Dans la pièce, l’homme qui a fait violence à Maria, lui confesse lorsqu’elle est face à lui, au terme de sa grande traversée, qu’il voit clair, qu’il a compris ce qui l’a poussé à un tel acte de violence : la peur, l’envie de ne pas subir, l’impression à travers un tel acte de se sentir vivant (dans un monde qui a tendance à rendre apathique, la violence devient une ivresse qui réveille et pousse à commettre des actes répréhensibles voire criminels). Sans doute aussi, la sensation de répondre aux injonctions de la société d’être un homme viril. C’est par là-même la question du mythe de la virilité qui est abordé, mythe sur lequel certains considèrent que l’homme a théorisé l’infériorité de la femme mais aussi l’oppression de l’homme par l’homme. Ici, le « devoir de virilité » s’avère un fardeau pour le jeune homme qui finit par en être lui-même victime et par là-même coupable.

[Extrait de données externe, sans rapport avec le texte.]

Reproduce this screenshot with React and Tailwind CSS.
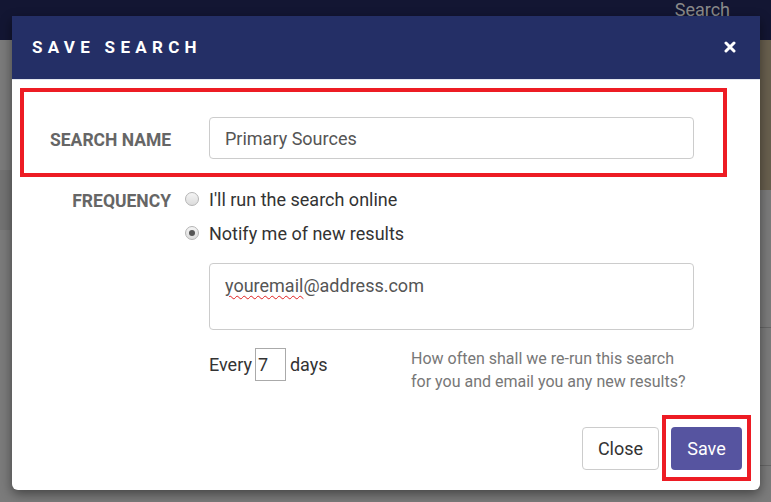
export default function App() {
  return (
    <div className="relative h-[502px] w-[771px] overflow-hidden bg-[#7b7b7b] font-['Roboto','Liberation_Sans',sans-serif]">
      {/* page behind the dialog */}
      <div className="flex h-[40px] justify-end bg-[#131633] pr-[41px]">
        <span className="-mt-[4px] text-[18px] text-[#8a8a8a]">Search</span>
      </div>
      <div className="flex h-[462px]">
        <div className="flex-1">
          <div className="mt-[130px] h-[60px] bg-[#737373]"></div>
        </div>
        <div className="w-[11px]">
          <div className="h-[150px] bg-[#685f4e]"></div>
          <div className="mt-[137px] h-px bg-[#666]"></div>
          <div className="mt-[137px] h-px bg-[#666]"></div>
        </div>
      </div>

      {/* dialog */}
      <div className="absolute left-[12px] top-[16px] flex h-[474px] w-[748px] flex-col rounded-b-[6px] bg-white shadow-[0_4px_12px_rgba(0,0,0,0.45)]">
        <div className="flex h-[63px] items-center justify-between bg-[#242f66] pl-[20px] pr-[24px]">
          <h2 className="text-[17px] font-bold tracking-[5.3px] text-white">SAVE SEARCH</h2>
          <svg width="12" height="12" viewBox="0 0 12 12" className="mt-[-2px]">
            <path d="M2 2 L10 10 M10 2 L2 10" stroke="white" strokeWidth="3" strokeLinecap="round" />
          </svg>
        </div>
        <div className="h-px bg-[#e3e6ee]"></div>

        <div className="ml-[8px] mt-[8px] flex h-[89px] w-[707px] items-start border-4 border-[#ed1c24] pl-[26px] pt-[25px]">
          <label className="mt-[10px] w-[159px] text-[17.5px] font-bold text-[#666]">SEARCH NAME</label>
          <div className="flex h-[42px] w-[485px] items-center rounded-[4px] border border-[#ccc] px-[15px] text-[18px] text-[#555]">
            Primary Sources
          </div>
        </div>

        <div className="mt-[10px] flex">
          <div className="w-[159px] pt-[1px] text-right text-[17.5px] font-bold text-[#666]">FREQUENCY</div>
          <div className="ml-[14px] flex flex-col">
            <div className="flex h-[24px] items-center">
              <span className="h-[14px] w-[14px] rounded-full border border-[#b5b5b5] bg-gradient-to-b from-[#f4f4f4] to-[#dcdcdc]"></span>
              <span className="ml-[10px] text-[18px] text-[#333]">I'll run the search online</span>
            </div>
            <div className="mt-[10px] flex h-[24px] items-center">
              <span className="flex h-[14px] w-[14px] items-center justify-center rounded-full border border-[#b5b5b5] bg-gradient-to-b from-[#f4f4f4] to-[#dcdcdc]">
                <span className="h-[6px] w-[6px] rounded-full bg-[#555]"></span>
              </span>
              <span className="ml-[10px] text-[18px] text-[#333]">Notify me of new results</span>
            </div>

            <div className="ml-[24px] mt-[18px] h-[67px] w-[485px] rounded-[4px] border border-[#ccc] px-[15px] pt-[8px] text-[18px] text-[#555]">
              <span className="underline decoration-[#e02020] decoration-wavy decoration-1 underline-offset-[3px]">youremail</span>@address.com
            </div>

            <div className="ml-[24px] mt-[18px] flex items-start">
              <div className="flex h-[33px] w-[202px] items-center text-[18px] text-[#333]">
                <span>Every</span>
                <span className="ml-[3px] flex h-[33px] w-[31px] items-center border border-[#aaa] pl-[2px]">7</span>
                <span className="ml-[4px]">days</span>
              </div>
              <p className="-mt-[1px] text-[16px] leading-[23px] text-[#777]">
                How often shall we re-run this search<br />for you and email you any new results?
              </p>
            </div>
          </div>
        </div>

        <div className="mt-auto flex items-center justify-end pb-[9px] pr-[9px]">
          <button className="h-[43px] w-[77px] rounded-[4px] border border-[#ccc] bg-white text-[18px] text-[#333]">Close</button>
          <div className="ml-[3px] flex h-[66px] w-[89px] items-center justify-center border-4 border-[#ed1c24]">
            <button className="h-[43px] w-[71px] rounded-[4px] bg-[#5654a0] text-[18px] text-white">Save</button>
          </div>
        </div>
      </div>
    </div>
  )
}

La traversée du village comme un voyage initiatique
La traversée par Maria du village sous le regard d’hommes et de femmes de tous âges peut se comprendre aussi comme son cheminement vers l’âge adulte, vers le monde des adultes.
En avançant sans faiblir, en affichant sa détermination, Maria surmonte les préjugés inhibiteurs que certains regards véhiculent. En surmontant ces regards, elles surmontent les préjugés, elle passe un cap, franchit des seuils comme si traverser le village était pour elle une sorte de voyage initiatique qui l’amène de la fin de l’enfance au monde des adultes.
Le corps, enjeu public et privé
Cette marche publique, aux yeux de tous, oblige ceux qui croisent Maria à prendre position à son égard et sur ce qui est arrivé et révèle aussi le contexte et le terreau émotionnels, culturels, politiques sur lesquels s’est construite la position que chacun manifeste.
En partant de la famille de Maria, de ses proches pour en arriver, peu à peu, aux habitants du village, le texte aborde un aspect de notre société actuelle, convaincue d’être progressiste alors qu’elle reste encore à de nombreux égards basée sur l’arrogance de la figure de l’homme viril et/ou du mâle dominant.
Dans la pièce, la jeune Maria, pour se réapproprier son corps, son intimité, sa dignité et son respect, est poussée à rendre tout cela public, à se donner littéralement en pâture à la foule (les habitants de son village), aux divagations de ceux qui croisent son chemin. Elle doit assumer son corps sexualisé par les hommes et la société contemporaine, ce corps qui est enjeu de pouvoir.